The shock response of crystalline Ni with H-free and H-segregated 〈1 1 0〉 symmetric tilt GBs

Abstract

The shock responses of crystalline Ni with two types of symmetric tilt grain boundaries (STGBs) are studied by large-scale molecular dynamics simulations, with special concerns on the effect of hydrogen segregated STGBs on them. The crystalline Ni with different kinds of H-free STGBs have significantly different plastic responses during the shock processes due to different mechanisms of dislocation emission from the STGBs. The segregation of hydrogen atoms at the STGBs significantly affects the dislocation emission from the H-segregated STGBs, and then heavily affects the shock plastic responses of crystalline Ni with H-segregated STGBs.

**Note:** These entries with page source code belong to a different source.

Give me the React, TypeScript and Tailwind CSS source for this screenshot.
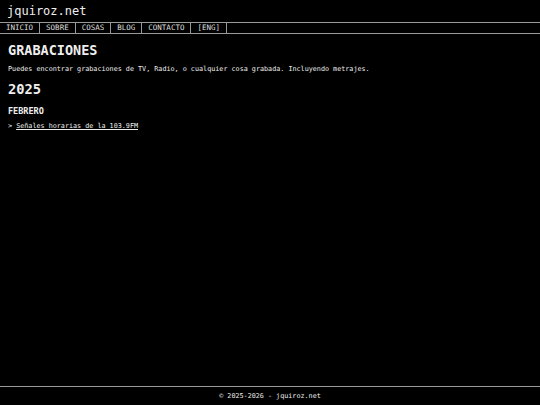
export default function App() {
  const nav = ["INICIO", "SOBRE", "COSAS", "BLOG", "CONTACTO", "[ENG]"];

  return (
    <div className="flex flex-col min-h-screen bg-black text-[#eeeeee] font-['DejaVu_Sans_Mono',monospace]">
      <header className="h-[22px] flex items-center px-[7px]">
        <span className="text-[12px] leading-none">jquiroz.net</span>
      </header>

      <nav className="flex border-y border-[#999999]">
        {nav.map((item) => (
          <a
            key={item}
            href="#"
            className="px-[6px] border-r border-[#999999] text-[7.5px] leading-[10px] text-[#dddddd]"
          >
            {item}
          </a>
        ))}
      </nav>

      <main className="px-[8px] pt-[8px]">
        <h1 className="text-[13.5px] leading-[17px] font-bold">GRABACIONES</h1>
        <p className="mt-[6px] text-[6.75px] leading-[9px]">
          Puedes encontrar grabaciones de TV, Radio, o cualquier cosa grabada. Incluyendo metrajes.
        </p>
        <h2 className="mt-[6px] text-[13.75px] leading-[18px] font-bold">2025</h2>
        <h3 className="mt-[8px] text-[8.5px] leading-[11px] font-bold">FEBRERO</h3>
        <ul className="mt-[5px] text-[6.75px] leading-[9px]">
          <li>
            &gt; <a href="#" className="underline">Señales horarias de la 103.9FM</a>
          </li>
        </ul>
      </main>

      <footer className="mt-auto h-[19px] flex items-center justify-center border-t border-[#999999] text-[6.75px]">
        © 2025-2026 - jquiroz.net
      </footer>
    </div>
  );
}
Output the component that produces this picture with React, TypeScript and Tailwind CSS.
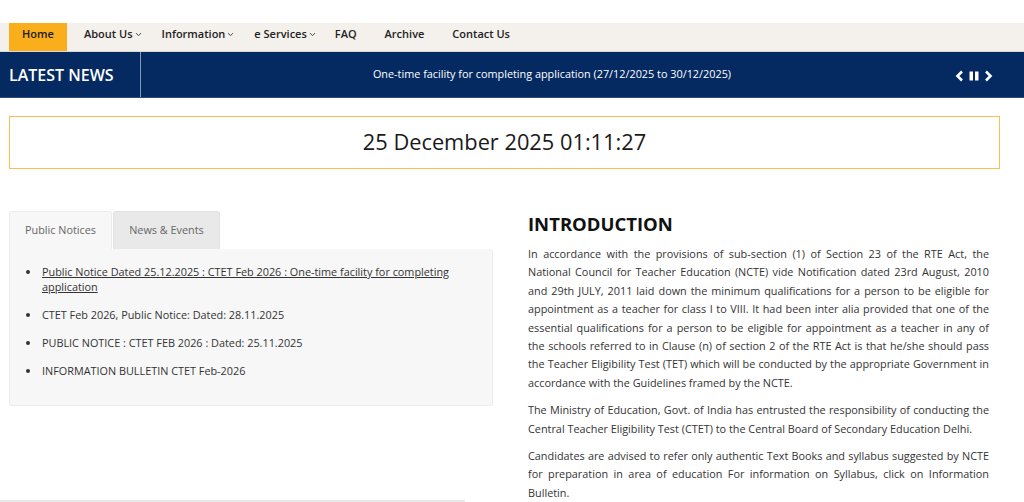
import { ChevronDown } from 'lucide-react'

const navItems = [
    { label: 'Home', active: true },
    { label: 'About Us', menu: true },
    { label: 'Information', menu: true },
    { label: 'e Services', menu: true },
    { label: 'FAQ' },
    { label: 'Archive' },
    { label: 'Contact Us' },
]

const notices = [
    { text: 'Public Notice Dated 25.12.2025 : CTET Feb 2026 : One-time facility for completing application', link: true },
    { text: 'CTET Feb 2026, Public Notice: Dated: 28.11.2025' },
    { text: 'PUBLIC NOTICE : CTET FEB 2026 : Dated: 25.11.2025' },
    { text: 'INFORMATION BULLETIN CTET Feb-2026' },
]

export default function App() {
    return (
        <div className="h-[502px] bg-white font-['Open_Sans',sans-serif] text-[#333] overflow-hidden">
            <div className="h-[23px]"></div>

            {/* main menu */}
            <nav className="h-[29px] bg-[#f4f1ed] border-b border-[#dcd9d5] pl-[9px]">
                <ul className="flex h-[28px] items-stretch">
                    {navItems.map((item) => (
                        <li
                            key={item.label}
                            className={
                                item.active
                                    ? 'flex items-center justify-center pb-[5px] bg-[#fbae1b] text-[11px] font-semibold text-[#1a1a1a] w-[58px] mr-[2px]'
                                    : item.menu
                                      ? 'flex items-center pb-[5px] pl-[15px] pr-[4px] text-[11px] font-semibold text-[#222]'
                                      : 'flex items-center pb-[5px] px-[14px] text-[11px] font-semibold text-[#222]'
                            }
                        >
                            {item.label}
                            {item.menu && <ChevronDown className="w-[9px] h-[9px] ml-[1px]" strokeWidth={2.2} />}
                        </li>
                    ))}
                </ul>
            </nav>

            {/* latest news ticker */}
            <div className="flex h-[46px] bg-[#052a62] border-b border-[#2f4b78] text-white">
                <div className="w-[141px] pl-[9px] flex items-center text-[16px] font-semibold border-r border-[#8a9ab5]">
                    LATEST NEWS
                </div>
                <div className="flex-1 flex items-center justify-center text-[10.85px] pl-[8px]">
                    One-time facility for completing application (27/12/2025 to 30/12/2025)
                </div>
                <div className="w-[69px] flex items-center gap-[5px] pt-[3px]">
                    <svg width="9" height="12" viewBox="0 0 9 12" fill="none" stroke="white" strokeWidth="2.6">
                        <path d="M7 1.5 2.5 6 7 10.5" />
                    </svg>
                    <svg width="10" height="10" viewBox="0 0 10 10" fill="white">
                        <rect x="0.5" y="0.5" width="3.5" height="9" />
                        <rect x="6" y="0.5" width="3.5" height="9" />
                    </svg>
                    <svg width="9" height="12" viewBox="0 0 9 12" fill="none" stroke="white" strokeWidth="2.6">
                        <path d="M2 1.5 6.5 6 2 10.5" />
                    </svg>
                </div>
            </div>

            {/* clock */}
            <div className="mt-[18px] ml-[9px] w-[991px] h-[53px] border border-[color:#fbbf4f] flex items-center justify-center text-[21.8px] text-[#1a1a1a]">
                25 December 2025 01:11:27
            </div>

            <div className="flex mt-[42px] pl-[9px]">
                {/* notice tabs */}
                <div className="w-[484px]">
                    <div className="flex text-[10.85px] text-[#666]">
                        <div className="w-[103px] h-[38px] flex items-center justify-center bg-[#f7f7f7] border border-b-0 border-[#ececec] rounded-t-[3px]">
                            Public Notices
                        </div>
                        <div className="w-[107px] h-[38px] ml-[1px] flex items-center justify-center bg-[#e9e9e9] border border-b-0 border-[#e2e2e2] rounded-t-[3px]">
                            News &amp; Events
                        </div>
                    </div>
                    <div className="bg-[#f7f7f7] border border-t-0 border-[#ececec] rounded-b-[3px] rounded-tr-[3px] pt-[15px] pb-[27px] pl-[31px] pr-[30px]">
                        <ul className="list-disc text-[10.85px] leading-[15px] text-[#333]">
                            {notices.map((n) => (
                                <li key={n.text} className="mb-[13px] last:mb-0 pl-[1px]">
                                    {n.link ? <a className="underline">{n.text}</a> : n.text}
                                </li>
                            ))}
                        </ul>
                    </div>
                    <div className="mt-[94px] -ml-[9px] w-[465px] h-[2px] bg-[#e8e8e8]"></div>
                </div>

                {/* introduction */}
                <div className="ml-[35px] w-[461px] text-[10.85px] leading-[18.4px] text-[#333]">
                    <h2 className="text-[18.5px] font-bold text-[#111] leading-[28px] mt-[-1px] mb-[7px]">INTRODUCTION</h2>
                    <p className="text-justify mb-[9px]">
                        In accordance with the provisions of sub-section (1) of Section 23 of the RTE Act, the National Council for Teacher Education (NCTE) vide Notification dated 23rd August, 2010 and 29th JULY, 2011 laid down the minimum qualifications for a person to be eligible for appointment as a teacher for class I to VIII. It had been inter alia provided that one of the essential qualifications for a person to be eligible for appointment as a teacher in any of the schools referred to in Clause (n) of section 2 of the RTE Act is that he/she should pass the Teacher Eligibility Test (TET) which will be conducted by the appropriate Government in accordance with the Guidelines framed by the NCTE.
                    </p>
                    <p className="text-justify mb-[9px]">
                        The Ministry of Education, Govt. of India has entrusted the responsibility of conducting the Central Teacher Eligibility Test (CTET) to the Central Board of Secondary Education Delhi.
                    </p>
                    <p className="text-justify">
                        Candidates are advised to refer only authentic Text Books and syllabus suggested by NCTE for preparation in area of education For information on Syllabus, click on Information Bulletin.
                    </p>
                </div>
            </div>
        </div>
    )
}
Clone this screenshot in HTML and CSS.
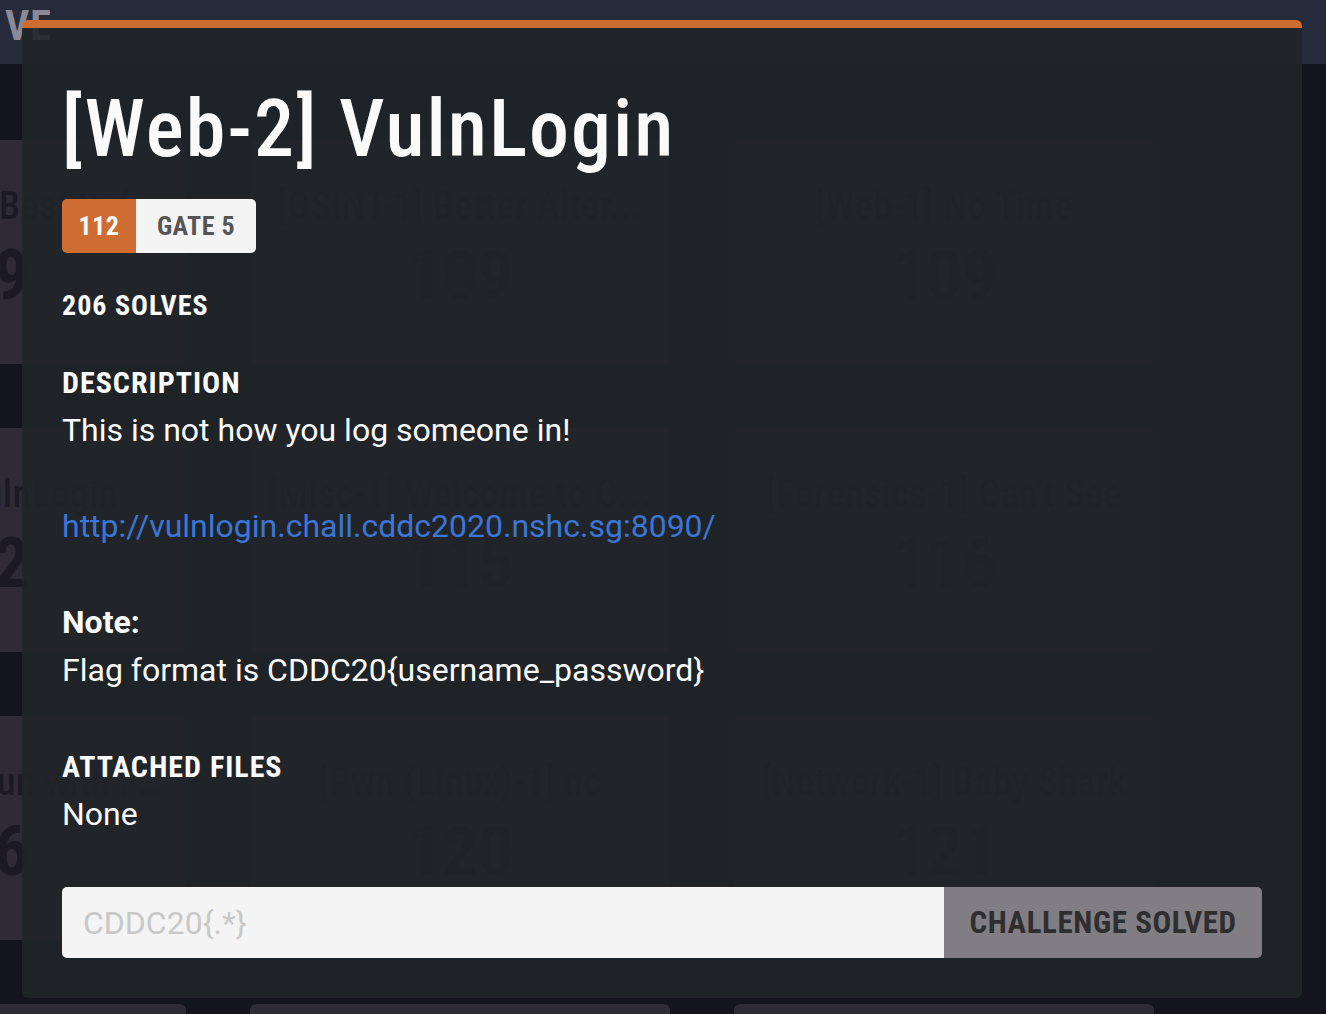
FILE: index.html
```html
<!DOCTYPE html>
<html lang="en">
<head>
<meta charset="utf-8">
<title>[Web-2] VulnLogin</title>
<link rel="stylesheet" href="styles.css">
</head>
<body>
<header class="navbar"><span class="logo">VE</span></header>
<main class="board">
  <div class="card"><div class="card-title">[Reversing-1] Best Before Dates</div><div class="card-pts">109</div></div>
  <div class="card"><div class="card-title">[OSINT-1] Better Alter...</div><div class="card-pts">109</div></div>
  <div class="card"><div class="card-title">[Web-1] No Time</div><div class="card-pts">109</div></div>
  <div class="card"><div class="card-title">[Web-2] VulnLogin</div><div class="card-pts">112</div></div>
  <div class="card"><div class="card-title">[Misc-1] Welcome to C...</div><div class="card-pts">115</div></div>
  <div class="card"><div class="card-title">[Forensics-1] Can't See</div><div class="card-pts">116</div></div>
  <div class="card"><div class="card-title">[Forensic-2] Fun with Files and Folders</div><div class="card-pts">116</div></div>
  <div class="card"><div class="card-title">[Pwn (Linux)-1] nc</div><div class="card-pts">120</div></div>
  <div class="card"><div class="card-title">[Network-1] Baby Shark</div><div class="card-pts">121</div></div>
  <div class="card"><div class="card-title">[Web-3] Cookie Jar</div><div class="card-pts">124</div></div>
  <div class="card"><div class="card-title">[Crypto-1] Base Ten</div><div class="card-pts">125</div></div>
  <div class="card"><div class="card-title">[Misc-4] Next Door</div><div class="card-pts">126</div></div>
</main>
<section class="modal">
  <h1 class="title">[Web-2] VulnLogin</h1>
  <div class="badge"><span class="badge-pts">112</span><span class="badge-gate">GATE 5</span></div>
  <div class="solves">206 SOLVES</div>
  <h2 class="section">DESCRIPTION</h2>
  <div class="desc">
    <p>This is not how you log someone in!</p>
    <p><a class="link" href="#">http://vulnlogin.chall.cddc2020.nshc.sg:8090/</a></p>
    <p><strong class="note">Note:</strong><br>Flag format is CDDC20{username_password}</p>
  </div>
  <h2 class="section">ATTACHED FILES</h2>
  <div class="files">None</div>
  <form class="flag-form">
    <input class="flag-input" type="text" placeholder="CDDC20{.*}">
    <button class="flag-btn" type="button">CHALLENGE SOLVED</button>
  </form>
</section>
</body>
</html>
```
FILE: styles.css
```css
:root {
  --cond: "Roboto Condensed", "Liberation Sans Narrow", "DejaVu Sans Condensed", "DejaVu Sans", sans-serif;
}
* { box-sizing: border-box; }
html, body { margin: 0; height: 100%; }
body {
  background: #13141e;
  font-family: Roboto, "Liberation Sans", sans-serif;
  overflow: hidden;
  position: relative;
}
.navbar {
  height: 64px;
  background: #262b3b;
  display: flex;
  align-items: flex-start;
  padding: 5px 0 0 5px;
}
.logo {
  font-family: var(--cond);
  font-weight: 700;
  font-size: 42px;
  line-height: 42px;
  letter-spacing: 1px;
  color: #8a8a96;
}
.board {
  display: grid;
  grid-template-columns: repeat(3, 420px);
  grid-auto-rows: 224px;
  gap: 64px;
  margin-left: -234px;
  padding-top: 76px;
}
.card {
  background: #2e2b37;
  border-radius: 6px;
  display: flex;
  flex-direction: column;
  align-items: center;
  padding: 45px 18px 0;
  color: #1b1a24;
  min-width: 0;
}
.card-title {
  font-family: var(--cond);
  font-weight: 500;
  font-size: 38px;
  line-height: 42px;
  letter-spacing: 0.5px;
  max-width: 100%;
  white-space: nowrap;
  overflow: hidden;
  text-overflow: ellipsis;
}
.card-pts {
  font-family: var(--cond);
  font-weight: 700;
  font-size: 70px;
  line-height: 80px;
  margin-top: 8px;
}
.modal {
  position: absolute;
  left: 22px;
  top: 20px;
  width: 1280px;
  height: 978px;
  background: rgba(32, 37, 40, 0.9);
  border-top: 8px solid #cf6c32;
  border-radius: 6px;
  padding: 0 40px;
  display: flex;
  flex-direction: column;
  align-items: flex-start;
  color: #fafafa;
}
.title {
  margin: 54px 0 0;
  font-family: var(--cond);
  font-weight: 500;
  font-size: 80px;
  line-height: 94px;
  letter-spacing: 2px;
}
.badge {
  margin-top: 23px;
  display: flex;
  height: 54px;
  border-radius: 5px;
  overflow: hidden;
  font-family: var(--cond);
  font-weight: 700;
  font-size: 26px;
  letter-spacing: 0.5px;
}
.badge-pts {
  width: 74px;
  background: #cf6c32;
  color: #fafafa;
  display: flex;
  align-items: center;
  justify-content: center;
}
.badge-gate {
  width: 120px;
  background: #f4f4f4;
  color: #555;
  display: flex;
  align-items: center;
  justify-content: center;
}
.solves {
  margin-top: 36px;
  font-family: var(--cond);
  font-weight: 700;
  font-size: 28px;
  line-height: 34px;
  letter-spacing: 1px;
}
.section {
  margin: 43px 0 0;
  font-family: var(--cond);
  font-weight: 700;
  font-size: 30px;
  line-height: 34px;
  letter-spacing: 1px;
}
.desc {
  margin-top: 6px;
  font-size: 32px;
  line-height: 48px;
}
.desc p { margin: 0 0 48px; }
.desc p:last-child { margin-bottom: 0; }
.desc + .section { margin-top: 56px; }
.link { color: #3b76d6; text-decoration: none; }
.note { font-weight: 700; }
.files {
  margin-top: 6px;
  font-size: 32px;
  line-height: 48px;
}
.flag-form {
  margin-top: 49px;
  display: flex;
  width: 100%;
  height: 71px;
}
.flag-input {
  flex: 1;
  min-width: 0;
  border: 0;
  margin: 0;
  background: #f4f4f4;
  border-radius: 5px 0 0 5px;
  padding: 0 21px;
  font-family: Roboto, sans-serif;
  font-size: 32px;
  color: #333;
  outline: none;
}
.flag-input::placeholder { color: #c8c8c8; }
.flag-btn {
  width: 318px;
  border: 0;
  margin: 0;
  background: #807e82;
  border-radius: 0 5px 5px 0;
  color: #2e2e30;
  font-family: var(--cond);
  font-weight: 700;
  font-size: 31px;
  letter-spacing: 0.6px;
  padding: 0;
}
```
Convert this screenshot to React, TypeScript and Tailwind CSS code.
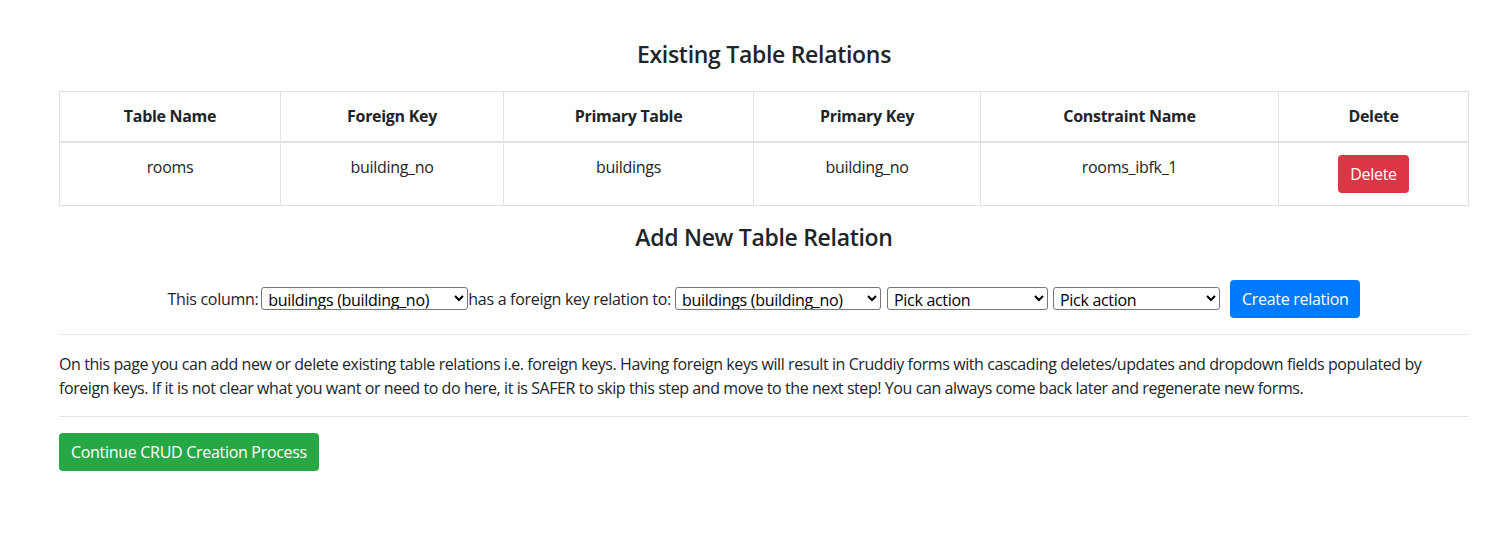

On the one hand, dislocation emission from the H-segregated STGBs is delayed compared with that from the H-free ones at the low shock velocity, showing the so-called lagging effect. On the other hand, multi-mode dislocation emissions (or dislocation emission on the multi slip systems) are frequently activated from the H-segregated STGBs at the high shock velocity. In addition, the spallation behavior of the crystalline Ni under shock loading is also significantly affected by hydrogen segregation at the STGBs. In the targets with the H-free STGBs, spallation originates mainly from the interior of the grains due to strong interaction and reaction between dislocations there, however, it originates definitely from the H-segregated STGBs due to the reduced GB cohesive strength by hydrogen segregation.